The gravel-voiced musician subscribes to the Hoagy Carmichael view that songs are not even really written but rather lassoed from the floating ether, like a child with a butterfly net. As Carmichael put it himself, ”And then it happened, that queer sensation that this melody was bigger than me. Maybe I hadn’t written it all. The recollection of how, when and where it all happened became vague as the lingering strains hung in the rafters in the studio. I wanted to shout back at it, ‘maybe I didn’t write you, but I found you’.” Waits knows just what he means.
”My theory is the best songs have never really been recorded,” the ‘Martha’ singer poetically opines. ”We’re listening to things that made it through but there’s so many songs that have never made it because they were scared of the machine and wouldn’t allow themselves to be recorded. The trick is to get it in there, don’t hurt the song when you record it”.

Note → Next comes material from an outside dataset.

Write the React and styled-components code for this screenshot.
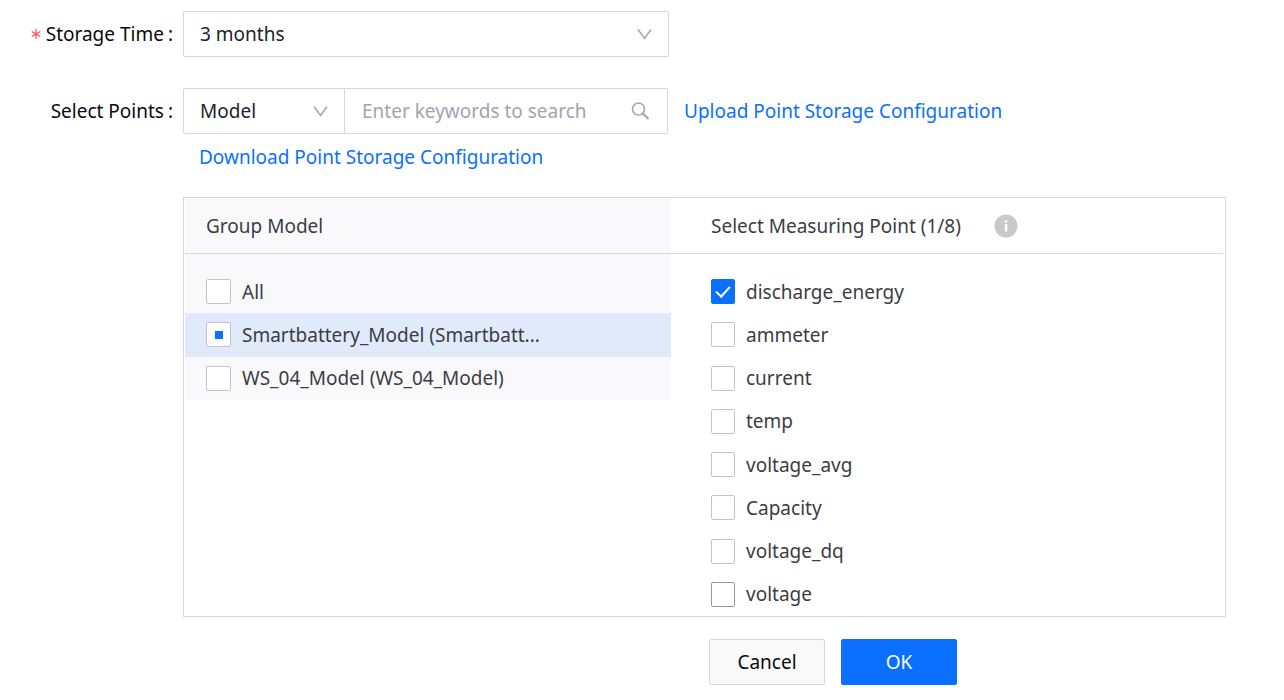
import React, { useState } from "react";
import styled, { createGlobalStyle } from "styled-components";

const color = {
  primary: "#0b70ff",
  border: "#d6d6df",
  icon: "#a6a6b5",
  text: "#3c3c44",
};

const GlobalStyle = createGlobalStyle`
  *, *::before, *::after { box-sizing: border-box; }
  body {
    margin: 0;
    background: #fff;
    color: #0a0a0a;
    font: 19px/28px "Noto Sans", "Open Sans", sans-serif;
  }
  button, input, select { font: inherit; }
`;

const Form = styled.form`
  padding: 11px 58px 15px 0;
`;

const Field = styled.div`
  display: grid;
  grid-template-columns: 183px minmax(0, 1fr);
  margin-bottom: ${(p) => p.$gap}px;
`;

const FieldLabel = styled.label`
  display: flex;
  justify-content: flex-end;
  align-items: center;
  gap: 4px;
  height: 46px;
  padding-right: 10px;
`;

const Required = styled.svg`
  width: 10px;
  height: 10px;
  margin-right: 1px;
  fill: none;
  stroke: #ff4d4f;
`;

const SelectBox = styled.div`
  display: grid;
  align-items: center;
  width: 100%;
  max-width: ${(p) => p.$width}px;
  height: 46px;

  > * { grid-area: 1 / 1; }
`;

const Select = styled.select`
  appearance: none;
  width: 100%;
  height: 46px;
  padding: 0 40px 0 16px;
  border: 1px solid ${color.border};
  border-radius: ${(p) => (p.$joined ? "2px 0 0 2px" : "2px")};
  background: #fff;
  color: #22222a;
`;

const LineIcon = styled.svg`
  justify-self: end;
  width: ${(p) => p.$size}px;
  height: ${(p) => p.$size}px;
  margin-right: 17px;
  fill: none;
  stroke: ${color.icon};
  pointer-events: none;
`;

const Points = styled.div`
  display: flex;
  flex-wrap: wrap;
  align-items: center;
`;

const SearchGroup = styled.div`
  display: flex;
  width: 100%;
  max-width: 485px;
`;

const SearchBox = styled.div`
  display: grid;
  flex: 1;
  align-items: center;
  height: 46px;
  border: 1px solid ${color.border};
  border-left: 0;
  border-radius: 0 2px 2px 0;

  > * { grid-area: 1 / 1; }
`;

const SearchInput = styled.input`
  width: 100%;
  height: 44px;
  padding: 0 44px 0 17px;
  border: 0;
  background: transparent;
  color: #22222a;
  outline-offset: -1px;

  &::placeholder { color: #a3a3b2; opacity: 1; }
`;

const Link = styled.a`
  margin-left: 16px;
  color: ${color.primary};
  line-height: 46px;
  text-decoration: none;
`;

const Panel = styled.section`
  display: grid;
  grid-template-columns: minmax(0, 486px) minmax(0, 1fr);
  margin: 0 0 22px 183px;
  padding: 1px 2px 0 1px;
  border: 1px solid ${color.border};
`;

const Column = styled.div`
  align-self: start;
  background: ${(p) => (p.$shaded ? "#f9f9fb" : "#fff")};
`;

const ColumnHeader = styled.header`
  display: flex;
  align-items: center;
  gap: 33px;
  height: 55px;
  padding-left: ${(p) => p.$inset}px;
  border-bottom: 1px solid ${color.border};
  color: ${color.text};
`;

const Heading = styled.h2`
  margin: 0;
  font-size: 19px;
  font-weight: 400;
`;

const InfoIcon = styled.svg`
  width: 24px;
  height: 24px;
`;

const List = styled.ul`
  display: grid;
  grid-auto-rows: 1fr;
  min-height: ${(p) => p.$height}px;
  margin: 16px 0 0;
  padding: 0;
  list-style: none;
`;

const Option = styled.li`
  display: flex;
  align-items: center;
  padding-left: ${(p) => p.$inset}px;
  background: ${(p) => (p.$active ? "#e0eafb" : "transparent")};
`;

const OptionLabel = styled.label`
  display: flex;
  align-items: center;
  gap: 11px;
  color: ${color.text};
  white-space: nowrap;
`;

const Checkbox = styled.input`
  appearance: none;
  display: grid;
  place-content: center;
  flex: none;
  width: ${(p) => p.$size}px;
  height: 25px;
  margin: 0;
  border: 1px solid ${(p) => (p.$hovered ? "#9696a6" : "#c3c3d0")};
  border-radius: 2px;
  background: #fff;

  &:checked {
    border-color: ${color.primary};
    background: ${color.primary};
  }
  &:checked::after {
    content: "";
    width: 8px;
    height: 14px;
    margin-bottom: 4px;
    border: solid #fff;
    border-width: 0 2px 2px 0;
    transform: rotate(42deg);
  }
  &:indeterminate::after {
    content: "";
    width: 8px;
    height: 8px;
    background: ${color.primary};
  }
`;

const Footer = styled.footer`
  display: flex;
  gap: 16px;
  padding-left: 709px;
`;

const Button = styled.button`
  width: 116px;
  height: 46px;
  border: 1px solid ${(p) => (p.$primary ? color.primary : color.border)};
  border-radius: 2px;
  background: ${(p) => (p.$primary ? color.primary : "#f9f9fa")};
  color: ${(p) => (p.$primary ? "#fff" : "#0a0a0a")};
`;

const models = [
  { name: "All" },
  { name: "Smartbattery_Model (Smartbatt...", partial: true },
  { name: "WS_04_Model (WS_04_Model)" },
];

const points = [
  "discharge_energy",
  "ammeter",
  "current",
  "temp",
  "voltage_avg",
  "Capacity",
  "voltage_dq",
  "voltage",
];

function Chevron() {
  return (
    <LineIcon $size={15} viewBox="0 0 15 15" strokeWidth="1.6" aria-hidden="true">
      <path d="M1 2.5 L7.5 11.5 L14 2.5" />
    </LineIcon>
  );
}

function ModelOption({ name, partial }) {
  return (
    <Option $inset={21} $active={partial}>
      <OptionLabel>
        <Checkbox
          type="checkbox"
          $size={25}
          ref={(el) => {
            if (el && partial) el.indeterminate = true;
          }}
        />
        {name}
      </OptionLabel>
    </Option>
  );
}

export default function App() {
  const [selected, setSelected] = useState(["discharge_energy"]);
  const toggle = (name) =>
    setSelected((now) =>
      now.includes(name) ? now.filter((n) => n !== name) : [...now, name]
    );

  return (
    <>
      <GlobalStyle />
      <Form onSubmit={(e) => e.preventDefault()}>
        <Field $gap={31}>
          <FieldLabel htmlFor="storage-time">
            <Required viewBox="0 0 10 10" strokeWidth="1.2" aria-hidden="true">
              <path d="M5 0V10M0.7 2.5L9.3 7.5M9.3 2.5L0.7 7.5" />
            </Required>
            <span>Storage Time</span>
            <span>:</span>
          </FieldLabel>
          <SelectBox $width={486}>
            <Select id="storage-time">
              <option>3 months</option>
            </Select>
            <Chevron />
          </SelectBox>
        </Field>

        <Field $gap={17}>
          <FieldLabel htmlFor="point-scope">
            <span>Select Points</span>
            <span>:</span>
          </FieldLabel>
          <Points>
            <SearchGroup>
              <SelectBox $width={162}>
                <Select id="point-scope" $joined>
                  <option>Model</option>
                </Select>
                <Chevron />
              </SelectBox>
              <SearchBox>
                <SearchInput
                  type="text"
                  aria-label="Search points"
                  placeholder="Enter keywords to search"
                />
                <LineIcon $size={20} viewBox="0 0 20 20" aria-hidden="true">
                  <circle cx="8.5" cy="8" r="6" strokeWidth="1.7" />
                  <path d="M12.8 12.4L18.5 18" strokeWidth="2.2" />
                </LineIcon>
              </SearchBox>
            </SearchGroup>
            <Link href="#upload">Upload Point Storage Configuration</Link>
            <Link href="#download">Download Point Storage Configuration</Link>
          </Points>
        </Field>

        <Panel>
          <Column $shaded>
            <ColumnHeader $inset={21}>
              <Heading>Group Model</Heading>
            </ColumnHeader>
            <List $height={130}>
              {models.map((m) => (
                <ModelOption key={m.name} {...m} />
              ))}
            </List>
          </Column>
          <Column>
            <ColumnHeader $inset={40}>
              <Heading>Select Measuring Point ({selected.length}/8)</Heading>
              <InfoIcon viewBox="0 0 24 24" aria-hidden="true">
                <circle cx="12" cy="12" r="11.5" fill="#c9c9c9" />
                <path d="M10.8 6.2h2.5v2.4h-2.5zM10.8 10h2.5v7.4h-2.5z" fill="#fff" />
              </InfoIcon>
            </ColumnHeader>
            <List $height={346}>
              {points.map((name) => (
                <Option key={name} $inset={40}>
                  <OptionLabel>
                    <Checkbox
                      type="checkbox"
                      $size={24}
                      $hovered={name === "voltage"}
                      checked={selected.includes(name)}
                      onChange={() => toggle(name)}
                    />
                    {name}
                  </OptionLabel>
                </Option>
              ))}
            </List>
          </Column>
        </Panel>

        <Footer>
          <Button type="button">Cancel</Button>
          <Button type="submit" $primary>
            OK
          </Button>
        </Footer>
      </Form>
    </>
  );
}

His coaxing method has resulted in some of the most unique masterpieces of the pop music age, perhaps because he lets the songs be true to themselves, whatever the hell that means. ”I don’t know, music is a living thing, and so it can be,” he pauses, ”you can hurt it, you can bruise it . . . songs are strange, they’re very simple, they come quickly. If you don’t take them, they’ll move on. They’ll go to somebody else. Someone else will write it down. Don’t worry about it”.
Maybe this is why many of Bob Dylan’s best efforts were written in minutes, so fast, in fact, that he can barely remember them; he was just greedily transcribing everything that came his way, like a kid picking up pennies on a breadcrumb trail to greatness. Waits, similarly, holds inspiration as a dear and mystic thing, though he doesn’t sweat it either—if it passes you by, it passes you by, there is always another bus on the way. The trick is choosing the right bus to ride.
When Waits was starring in the Martin McDonagh film Seven Psychopaths, he witnessed the prop department present Colin Farrell with an array of pens to choose from for his character. At that moment, Waits peered over his shoulder and said, “Be careful. Each one of those pens, it’s already got a story in it. Each pen, some of them are short stories, some of them are novels, some of them are poems. Be careful.”
With such a stirringly creative view of the very substance of art, it is no surprise that he always shapes it into unique brilliance no matter what medium his operates in.
As he puts it himself, ”You know, in my early days, I was just studying the whole thing, trying to find out what I could bring to it that hadn’t been brought to it before,” he muses. “Which is really hard to do. Most American culture, we just bury things so we can dig them up again. There’s nothing new under the sun, certainly not in popular music. By its very nature, popular music is repetitive, and it’s constantly masquerading and then exposing itself again.” He may well be America’s greatest archaeologist of music, unearthing old gems from its weird old past.